São exemplos de abstractos tomados por concretos: "um frio carnal!; "silêncio que as folhas fitam"; (note-se também a sinestesia: fitar o silêncio); "Que pasmo de mim anseia por outra coisa", "A Hora expulsa de si tempo"; "Horizontes fechando os olhos ao espaço (são concretizados horizontes e espaço).

Os verbos estão todos no presente, o presente durativo a sugerir o arrastamento do tempo angustioso do poeta.

De notar que há um grande número de frases elípticas (sem predicado), sempre fechadas por reticências, o que corresponde a ficarem abertas. O poeta entende que é mais belo o que se sugere do que o que se afirma claramente (técnica simbolista). Note-se também os gerúndios, de aspecto durativo, sugerindo o arrastamento da meditação dolorosa do sujeito de enunciação.

Algumas frases dos versos do poema articulam-se por coordenação assindética (parataxe).

Em todo o texto, encontram-se apenas uma meia dúzia de casos de subordinação (hipotaxe), no geral, orações relativas adjectivas.
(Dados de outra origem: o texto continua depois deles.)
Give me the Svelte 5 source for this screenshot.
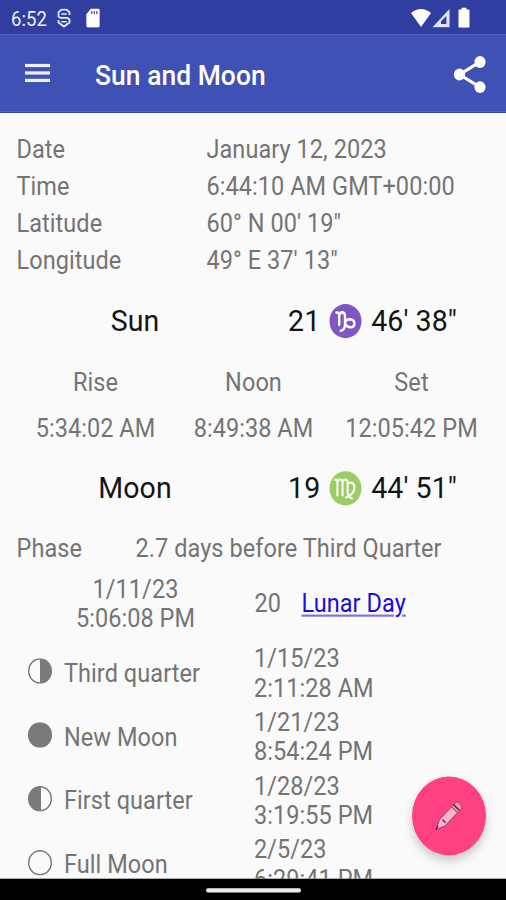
<script lang="ts">
  type Phase = {
    name: string;
    icon: 'third' | 'new' | 'first' | 'full';
    date: string;
    time: string;
  };

  const info = [
    ['Date', 'January 12, 2023'],
    ['Time', '6:44:10 AM GMT+00:00'],
    ['Latitude', '60° N 00\' 19"'],
    ['Longitude', '49° E 37\' 13"'],
  ];

  const sunTimes = [
    ['Rise', '5:34:02 AM'],
    ['Noon', '8:49:38 AM'],
    ['Set', '12:05:42 PM'],
  ];

  const phases: Phase[] = [
    { name: 'Third quarter', icon: 'third', date: '1/15/23', time: '2:11:28 AM' },
    { name: 'New Moon', icon: 'new', date: '1/21/23', time: '8:54:24 PM' },
    { name: 'First quarter', icon: 'first', date: '1/28/23', time: '3:19:55 PM' },
    { name: 'Full Moon', icon: 'full', date: '2/5/23', time: '6:29:41 PM' },
  ];
</script>

<div class="screen">
  <header>
    <div class="status-bar">
      <span class="clock">6:52</span>
      <svg class="status-s" width="14" height="18" viewBox="0 0 14 18" fill="none" stroke="#e8eaff" stroke-width="1.8">
        <path d="M12.500 6V3.500L9.500 1H4.500L1.500 3.500v4L3.500 8.800h7l2 1.400v3L7 17l-5.500-3.800v-2.500" />
        <path d="M4.300 5.200h5.400M4.300 12.400h5.400" stroke-width="1.500" />
      </svg>
      <svg class="status-sd" width="14" height="18" viewBox="0 0 15 18" preserveAspectRatio="none">
        <path d="M5.4 0H13q1.6 0 1.6 1.6v14.6q0 1.6-1.6 1.6H2q-1.6 0-1.6-1.6V5.3z" fill="#fff" />
        <path d="M6.2 2.4v3M8.9 2.4v3M11.6 2.4v3" stroke="#303f9f" stroke-width="1.2" />
      </svg>
      <span class="spacer"></span>
      <svg width="20" height="18" viewBox="0 0 20 18" fill="#fff">
        <path d="M0 4.2Q10-3.2 20 4.2L10 17.4z" />
      </svg>
      <svg class="signal" width="18" height="18" viewBox="0 0 18 18">
        <path d="M17.5.5v17H.5z" fill="#dfe3ff" />
        <path d="M14.4 7v7.5H9V12z" fill="#303f9f" />
      </svg>
      <svg class="battery" width="12" height="19" viewBox="0 0 12 19" fill="#fff">
        <path d="M3.5 0h5v2H10.500q1 0 1 1v15q0 1-1 1h-9q-1 0-1-1V3q0-1 1-1h2z" />
      </svg>
    </div>
    <div class="app-bar">
      <button class="menu" aria-label="Menu">
        <span></span>
        <span></span>
        <span></span>
      </button>
      <h1>Sun and Moon</h1>
      <button class="share" aria-label="Share">
        <svg width="34" height="36" viewBox="0 0 34 36">
          <path d="M27 6.200 6.500 18 27 29.800" fill="none" stroke="#fff" stroke-width="3" />
          <circle cx="27" cy="6.200" r="5.600" fill="#fff" />
          <circle cx="6.500" cy="18" r="5.600" fill="#fff" />
          <circle cx="27" cy="29.800" r="5.600" fill="#fff" />
        </svg>
      </button>
    </div>
  </header>

  <main>
    <dl class="info">
      {#each info as [label, value]}
        <dt>{label}</dt>
        <dd>{value}</dd>
      {/each}
    </dl>

    <div class="body-row">
      <h2>Sun</h2>
      <p>
        21
        <svg width="33" height="33" viewBox="0 0 33 33" role="img" aria-label="Capricorn">
          <circle cx="16.500" cy="16.500" r="16" fill="#7e57c2" />
          <path
            d="M7.500 8.500q2.500-.6 2.700 2.500v9M10.200 11.500q.8-3.400 3.300-3.200 2.500.2 2.500 3.600v7.200q.2 5.600-4.200 6.400M16 18q1-3.300 4.900-3.300 4.500.3 4.500 4 0 3.600-4 3.600-3.600-.1-5.400-3.400"
            fill="none" stroke="#fff" stroke-width="2.400" stroke-linecap="round"
          />
        </svg>
        46' 38"
      </p>
    </div>

    <div class="sun-times">
      {#each sunTimes as [label, time]}
        <div>
          <span>{label}</span>
          <span>{time}</span>
        </div>
      {/each}
    </div>

    <div class="body-row">
      <h2>Moon</h2>
      <p>
        19
        <svg width="33" height="33" viewBox="0 0 33 33" role="img" aria-label="Virgo">
          <circle cx="16.500" cy="16.500" r="16" fill="#9ccc65" />
          <path
            d="M6.200 8.300q2.200-.2 2.200 2.500v12.400M8.400 11q.8-2.800 2.900-2.800t2.200 2.800v12.200M13.500 11q.8-2.800 2.900-2.800t2.200 2.800v9.600q.2 3.800 4.400 5.400M18.600 13q1.200-2.200 3.500-1.900 3.300.5 3.300 4.700 0 6.200-8.400 9.400"
            fill="none" stroke="#fff" stroke-width="2" stroke-linecap="round"
          />
        </svg>
        44' 51"
      </p>
    </div>

    <div class="phase">
      <span>Phase</span>
      <span>2.7 days before Third Quarter</span>
    </div>

    <div class="lunar-day">
      <p>1/11/23<br />5:06:08 PM</p>
      <span>20</span>
      <a href="#lunar-day">Lunar Day</a>
    </div>

    <ul class="phases">
      {#each phases as phase}
        <li>
          <svg width="24" height="24" viewBox="0 0 24 24" fill="#7b7b7b">
            <circle cx="12" cy="12" r="11.300" fill={phase.icon === 'new' ? '#7b7b7b' : 'none'} stroke="#757575" stroke-width="1.400" />
            {#if phase.icon === 'third'}
              <path d="M12 .7a11.300 11.300 0 0 1 0 22.600z" />
            {:else if phase.icon === 'first'}
              <path d="M13 .7h-1a11.300 11.300 0 0 0 0 22.600h1z" />
            {/if}
          </svg>
          <span class="name">{phase.name}</span>
          <span>{phase.date}<br />{phase.time}</span>
        </li>
      {/each}
    </ul>

    <button class="fab" aria-label="Edit">
      <svg width="28" height="28" viewBox="0 0 28 28" stroke="#8a3a5c" stroke-width=".9" stroke-linejoin="round">
        <path d="M1 27 4.500 17.500 16.500 5.500 22.500 11 10 23.500z" fill="#f9b4cf" />
        <path d="m16.500 5.500 4-4q1.500-1.300 3 0l3 3q1.300 1.500 0 3l-4 3.500z" fill="#f48fb1" />
        <path d="m18.500 3.500 6 5.500M7.500 17.500l3 3M1 27l2-3.500" fill="none" stroke="#5d2940" stroke-width="1.400" />
      </svg>
    </button>
  </main>

  <div class="nav-bar"><span></span></div>
</div>

<style>
  :global(body) {
    height: 900px;
    background: #000;
  }

  .screen {
    display: flex;
    flex-direction: column;
    width: 506px;
    height: 845px;
    overflow: hidden;
    transform: scaleY(calc(900 / 845));
    transform-origin: 0 0;
    background: #fafafa;
    color: #747474;
    font-family: Roboto, sans-serif;
    font-size: 23.500px;
    line-height: 27px;
    letter-spacing: 0.060px;
  }

  h1,
  h2,
  p,
  dl,
  dd,
  ul {
    margin: 0;
    padding: 0;
    font-weight: 400;
  }

  button {
    padding: 0;
    border: none;
    background: none;
  }

  svg {
    display: block;
    flex: none;
  }

  header {
    flex: none;
    color: #fff;
    border-bottom: 1px solid #1f389d;
  }

  .status-bar {
    display: flex;
    align-items: center;
    height: 32px;
    padding: 1px 36px 0 11px;
    box-sizing: border-box;
    background: #303f9f;
  }

  .clock {
    width: 47px;
    padding-top: 3px;
    font-size: 18.500px;
    color: #eceeff;
  }

  .status-s {
    margin-left: -1px;
  }

  .status-sd {
    margin-left: 15px;
  }

  .spacer {
    flex: 1;
  }

  .signal {
    margin: 0 8px 0 1px;
  }

  .app-bar {
    display: flex;
    align-items: center;
    height: 73px;
    padding: 2px 19px 0 25px;
    box-sizing: border-box;
    background: #3f51b5;
  }

  .menu {
    display: flex;
    flex-direction: column;
    gap: 4px;
    width: 25px;
    margin-top: -2px;
  }

  .menu span {
    height: 3px;
    background: #eef0ff;
  }

  h1 {
    flex: 1;
    margin-left: 45px;
    padding-top: 3px;
    font-size: 26.400px;
    font-weight: 500;
  }

  main {
    position: relative;
    flex: 1;
    min-height: 0;
    padding: 17px 15.500px 0 16.500px;
    overflow: hidden;
  }

  .info {
    display: grid;
    grid-template-columns: 190px 1fr;
    row-gap: 8px;
    padding-top: 4px;
  }

  .body-row {
    display: grid;
    grid-template-columns: 1fr 1fr;
    align-items: center;
    height: 34px;
    margin-top: 26px;
    color: #141414;
    font-size: 28.500px;
    line-height: 34px;
    text-align: center;
  }

  h2 {
    font-size: 28.500px;
  }

  .body-row p {
    display: flex;
    align-items: center;
    justify-content: center;
    gap: 9px;
    padding-left: 1px;
  }

  .body-row svg {
    margin-top: -1px;
  }

  .sun-times {
    display: grid;
    grid-template-columns: repeat(3, 1fr);
    margin-top: 27px;
    text-align: center;
  }

  .sun-times div {
    display: flex;
    flex-direction: column;
    gap: 16px;
  }

  .phase {
    display: flex;
    margin-top: 26px;
  }

  .phase span:first-child {
    width: 119px;
  }

  .lunar-day {
    display: flex;
    align-items: center;
    margin-top: 10px;
    line-height: 28px;
  }

  .lunar-day p {
    width: 238px;
    text-align: center;
  }

  .lunar-day span {
    width: 47px;
  }

  .lunar-day a {
    color: #1a0be0;
    text-decoration-color: #7a72e8;
    text-decoration-thickness: 2px;
    text-underline-offset: 2px;
  }

  .phases {
    margin-top: 9px;
    list-style: none;
  }

  .phases li {
    display: flex;
    align-items: center;
    height: 56px;
    margin-bottom: 4.150px;
    padding-left: 11.500px;
    line-height: 28px;
  }

  .phases svg {
    margin-top: -5px;
  }

  .name {
    width: 190px;
    margin-left: 12px;
  }

  .fab {
    position: absolute;
    right: 20px;
    bottom: 22px;
    display: flex;
    align-items: center;
    justify-content: center;
    width: 74px;
    height: 74px;
    border-radius: 50%;
    background: #ff4081;
    box-shadow:
      0 6px 9px rgba(0, 0, 0, 0.16),
      0 1px 8px rgba(0, 0, 0, 0.06);
  }

  .nav-bar {
    display: flex;
    align-items: center;
    justify-content: center;
    flex: none;
    height: 20px;
    padding-top: 2px;
    box-sizing: border-box;
    background: #000;
  }

  .nav-bar span {
    width: 95px;
    height: 3.500px;
    border-radius: 2px;
    background: #eee;
  }
</style>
Existe muita coordenação, porque o poeta vai soltando afirmações, aparentemente desligadas, que terminam quase sempre por reticências. As reticências exprimem o que não se afirmou, o que se sugere. A força deste poema, tal como no Simbolismo, não está nas afirmações, mas nas sugestões. O pausado monólogo, que nos parece o texto, é uma espécie de diálogo, entre o poeta e o silêncio. O leitor, para sentir a mensagem poética, tem que se meter entre o grito do poeta e o seu eco (o silêncio). As reticências são esse eco... ou esse silêncio...

É grande a expressividade de algumas personificações: "Silêncio que as folhas fitam em nós"; "Trepadeiras... lambendo de Hora os Aléns"; "Horizontes fechando os olhos ao espaço". Além da abundância de frases elípticas (sem verbo) e inacabadas (com reticências), há ainda, a atestar os processos simbolistas, os muitos exemplos de palavras ou expressões metafóricas, no geral grafadas com maiúsculas, que funcionam como símbolos: Paúis (estagnação), Sinos (recordações), louro trigo (esperanças), a Hora (o tempo presente do poeta), címbalos de Imperfeição (sonoridades enganadoras), Fanfarras de ópios (promessas sonantes e enlouquecedoras). A nível fónico, o que choca, em primeiro lugar, são os versos imensamente longos e irregulares (há-os de 13, 14, 15 e 18 sílabas), o que, de certo modo, está de harmonia com a mensagem poética do texto: expressão de um estado depressivo, que se arrasta indefinidamente, sem se antever uma próxima saída. Apesar de os versos serem extraordinariamente longos, aparecem ainda casos de encavalgamento (versos 2 e 3, 5 e 6, 9 e 10, 12 e 13, 17 e 18). De harmonia ainda com o arrastamento da angústia, os versos são dotados de largos segmentos rítmicos (quase sempre ritmo binário, com excepção dos versos 15, 18 e 22).


Este poema movimenta-se dentro das coordenadas fundamentais do Simbolismo. Publicado na revista A Renascença, em 1913, tem a particularidade de dar, por intermédio da sua primeira palavra paúis, o nome ao Paulismo, o primeiro ismo de vanguarda do post-Simbolismo.

Este poema tem as características de um "texto-programa", isto é, foi escrito com a finalidade de exemplificar a estética da Nova Poesia Portuguesa, poesia de vanguarda, que, segundo o próprio Fernando Pessoa, devia exprimir o vago, a subtileza, a complexidade. O vago e a subtileza já está posta em evidência na análise feita do poema. Quanto à complexidade, consideremos certas frases de sentido paradoxal: "Corre um frio carnal por minha alma", "mudo grito", "a Hora expulsa de si tempo", "recordar tanto o eu presente que me sinto esquecer", "sabe-me a eu ser ser outro", "oco de ter-se", "Fanfarras de ópios de silêncios futuros".

Notam-se em certas frases desvios sintácticos chocantes na época: "Tão sempre a mesma a Hora"; "Azul esquecido em estagnado"; "Ó tão antiguidade!"; "transparente de Foi" (notar o verbo grafado com maiúscula, com valor de nome, a significar "o passado"); "Portões vistos de longe... tão de ferro".

Tudo isto e os períodos extraordinariamente longos, e as frases em que o material e o imaterial quase se confundem (veja-se, por exemplo: "Horizontes fechando os olhos ao espaço em que são elos de erro..."), e uma imagística desmesuradamente arrojada, criadora de frases um tanto enigmáticas, tudo isto impõe o texto como um poema de vanguarda, que ultrapassa em muito a poética saudosista da revista "Águia".